9) India’s first ‘Unicorpse’ [Source: The Ken ]
The final nail hasn’t been hammered into the coffin yet. It isn’t official. But it is common knowledge that Snapdeal’s goose has been cooked – it is just a matter of now deciding who gets to devour which piece and how much will they pay for this pleasure. However, despite its inglorious demise (or maybe because of it?), Snapdeal is a fascinating story. It is an outlier in so many ways that attempting to draw any generic lesson from its fate is a contrived exercise. Yet, there are still enough gleanings. Some of them are presented in this piece.

10) Rich, cultured and lonely: How India’s rising class looks for love now [Source: ]
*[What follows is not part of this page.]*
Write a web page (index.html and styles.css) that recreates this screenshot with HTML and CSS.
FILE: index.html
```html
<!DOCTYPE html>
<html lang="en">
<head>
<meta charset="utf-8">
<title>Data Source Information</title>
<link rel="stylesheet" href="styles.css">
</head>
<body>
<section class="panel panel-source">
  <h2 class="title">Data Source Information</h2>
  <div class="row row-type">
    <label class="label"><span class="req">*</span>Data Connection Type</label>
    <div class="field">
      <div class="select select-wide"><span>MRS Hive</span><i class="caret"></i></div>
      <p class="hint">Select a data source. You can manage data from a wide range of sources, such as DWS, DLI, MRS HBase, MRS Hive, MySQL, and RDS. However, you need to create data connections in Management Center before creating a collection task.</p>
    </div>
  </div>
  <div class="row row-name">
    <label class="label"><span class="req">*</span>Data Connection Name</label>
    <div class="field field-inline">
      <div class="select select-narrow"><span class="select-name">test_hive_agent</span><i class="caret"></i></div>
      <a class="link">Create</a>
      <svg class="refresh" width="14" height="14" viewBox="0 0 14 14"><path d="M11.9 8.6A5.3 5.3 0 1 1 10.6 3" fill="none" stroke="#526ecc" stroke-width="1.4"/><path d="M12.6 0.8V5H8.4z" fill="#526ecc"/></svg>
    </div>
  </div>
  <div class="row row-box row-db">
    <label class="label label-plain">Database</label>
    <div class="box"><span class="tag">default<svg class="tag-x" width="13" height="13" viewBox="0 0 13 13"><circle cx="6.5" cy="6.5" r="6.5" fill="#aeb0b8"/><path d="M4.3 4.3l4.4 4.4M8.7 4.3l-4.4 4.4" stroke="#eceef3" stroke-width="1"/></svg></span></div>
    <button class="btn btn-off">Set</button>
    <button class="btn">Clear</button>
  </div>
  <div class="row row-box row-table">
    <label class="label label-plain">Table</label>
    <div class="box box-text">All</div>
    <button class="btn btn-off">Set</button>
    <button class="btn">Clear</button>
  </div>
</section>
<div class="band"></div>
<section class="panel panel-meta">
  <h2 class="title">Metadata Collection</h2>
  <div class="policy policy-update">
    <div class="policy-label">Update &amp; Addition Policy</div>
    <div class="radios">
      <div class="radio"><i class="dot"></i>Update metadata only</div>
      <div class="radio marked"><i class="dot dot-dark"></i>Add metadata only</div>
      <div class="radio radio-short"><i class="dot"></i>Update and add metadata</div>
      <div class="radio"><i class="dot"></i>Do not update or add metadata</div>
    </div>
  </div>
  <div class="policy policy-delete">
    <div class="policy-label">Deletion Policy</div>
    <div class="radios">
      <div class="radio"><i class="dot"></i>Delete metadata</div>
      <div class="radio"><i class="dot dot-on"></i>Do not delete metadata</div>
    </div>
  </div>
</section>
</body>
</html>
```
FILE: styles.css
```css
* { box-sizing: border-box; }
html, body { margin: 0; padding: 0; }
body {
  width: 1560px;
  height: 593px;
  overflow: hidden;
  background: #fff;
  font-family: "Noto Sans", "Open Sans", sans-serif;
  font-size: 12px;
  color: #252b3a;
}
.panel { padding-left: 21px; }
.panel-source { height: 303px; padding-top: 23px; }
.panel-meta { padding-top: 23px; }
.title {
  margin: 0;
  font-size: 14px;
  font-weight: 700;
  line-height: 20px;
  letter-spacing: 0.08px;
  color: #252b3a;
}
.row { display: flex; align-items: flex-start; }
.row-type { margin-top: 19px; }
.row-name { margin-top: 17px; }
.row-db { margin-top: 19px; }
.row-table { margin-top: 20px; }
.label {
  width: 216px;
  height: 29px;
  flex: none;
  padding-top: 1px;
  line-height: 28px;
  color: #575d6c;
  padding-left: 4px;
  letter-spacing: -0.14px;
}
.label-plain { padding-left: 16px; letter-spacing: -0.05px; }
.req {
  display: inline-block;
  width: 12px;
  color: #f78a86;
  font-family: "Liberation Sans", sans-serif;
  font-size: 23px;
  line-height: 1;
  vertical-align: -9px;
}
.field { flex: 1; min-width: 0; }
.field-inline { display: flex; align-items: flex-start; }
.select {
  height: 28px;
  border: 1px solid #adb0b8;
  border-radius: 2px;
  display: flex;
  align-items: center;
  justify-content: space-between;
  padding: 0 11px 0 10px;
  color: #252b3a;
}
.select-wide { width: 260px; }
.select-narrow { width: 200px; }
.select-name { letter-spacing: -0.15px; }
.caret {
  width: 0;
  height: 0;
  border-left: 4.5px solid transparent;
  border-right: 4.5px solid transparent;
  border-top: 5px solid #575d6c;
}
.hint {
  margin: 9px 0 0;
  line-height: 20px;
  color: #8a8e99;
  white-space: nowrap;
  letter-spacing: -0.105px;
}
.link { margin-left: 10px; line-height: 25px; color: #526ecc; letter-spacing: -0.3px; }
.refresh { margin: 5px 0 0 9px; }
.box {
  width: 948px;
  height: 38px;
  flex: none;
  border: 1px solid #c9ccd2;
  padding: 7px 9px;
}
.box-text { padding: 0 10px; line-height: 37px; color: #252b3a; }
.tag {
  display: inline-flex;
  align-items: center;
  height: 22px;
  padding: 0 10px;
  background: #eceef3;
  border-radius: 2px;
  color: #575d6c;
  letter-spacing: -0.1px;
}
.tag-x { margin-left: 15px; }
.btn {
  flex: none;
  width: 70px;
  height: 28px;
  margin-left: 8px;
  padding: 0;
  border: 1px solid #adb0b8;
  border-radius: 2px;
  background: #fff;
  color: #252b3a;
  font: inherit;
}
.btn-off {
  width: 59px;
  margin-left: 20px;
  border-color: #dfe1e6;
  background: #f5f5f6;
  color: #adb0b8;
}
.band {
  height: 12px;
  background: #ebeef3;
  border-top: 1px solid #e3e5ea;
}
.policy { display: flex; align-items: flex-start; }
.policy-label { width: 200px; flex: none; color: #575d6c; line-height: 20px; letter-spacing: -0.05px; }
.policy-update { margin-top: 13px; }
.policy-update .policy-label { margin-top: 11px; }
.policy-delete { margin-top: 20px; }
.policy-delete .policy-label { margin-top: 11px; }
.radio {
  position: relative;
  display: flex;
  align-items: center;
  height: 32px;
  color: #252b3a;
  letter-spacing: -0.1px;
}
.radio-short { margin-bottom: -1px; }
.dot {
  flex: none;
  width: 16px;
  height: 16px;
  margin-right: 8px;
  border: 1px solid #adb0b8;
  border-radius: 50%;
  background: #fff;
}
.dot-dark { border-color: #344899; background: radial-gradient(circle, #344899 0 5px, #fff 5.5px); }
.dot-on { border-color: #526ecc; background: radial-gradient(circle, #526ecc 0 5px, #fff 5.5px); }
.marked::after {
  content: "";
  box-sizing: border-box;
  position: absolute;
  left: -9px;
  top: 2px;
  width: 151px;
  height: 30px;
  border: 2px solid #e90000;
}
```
In urban India’s new cultural hierarchy, the top rung is reserved for the global Indian: The foreign-educated, career-oriented, well-read, well-paid, well-travelled and socially savvy men and women who are held up by an increasingly aspirational society as the embodiment of success. The deeper the idea of money not being able to buy everything sets in urban psyche, the bigger the rise in the social stock of people who had the foresight to cultivate “class.” They are the taste-makers and trendsetters, pursued by gourmet restaurants, adventure travel companies and peddlers of holistic living. The more you observe their rise, the more they seem to have everything going for them. Except love. The reasons: They have too much work, too little time, saturated social circles, few outlets to meet new people like themselves, cultural baggage, and too many expectations. Given their social prominence, it was only a matter of time before new-age entrepreneurs realised the market potential of helping India’s professional elite pair off. Over the past five years, a dozen gated singles’ networks have sprung up in the big cities—Delhi, Mumbai, Bengaluru, Pune—to serve the social group they refer to as “cultured professionals.” This piece is a sneak peek into this phenomenon.

- Saurabh Mukherjea is CEO (Institutional Equities) and Prashant Mittal is Analyst (Strategy and Derivatives) at Ambit Capital Pvt Ltd. Views expressed are personal.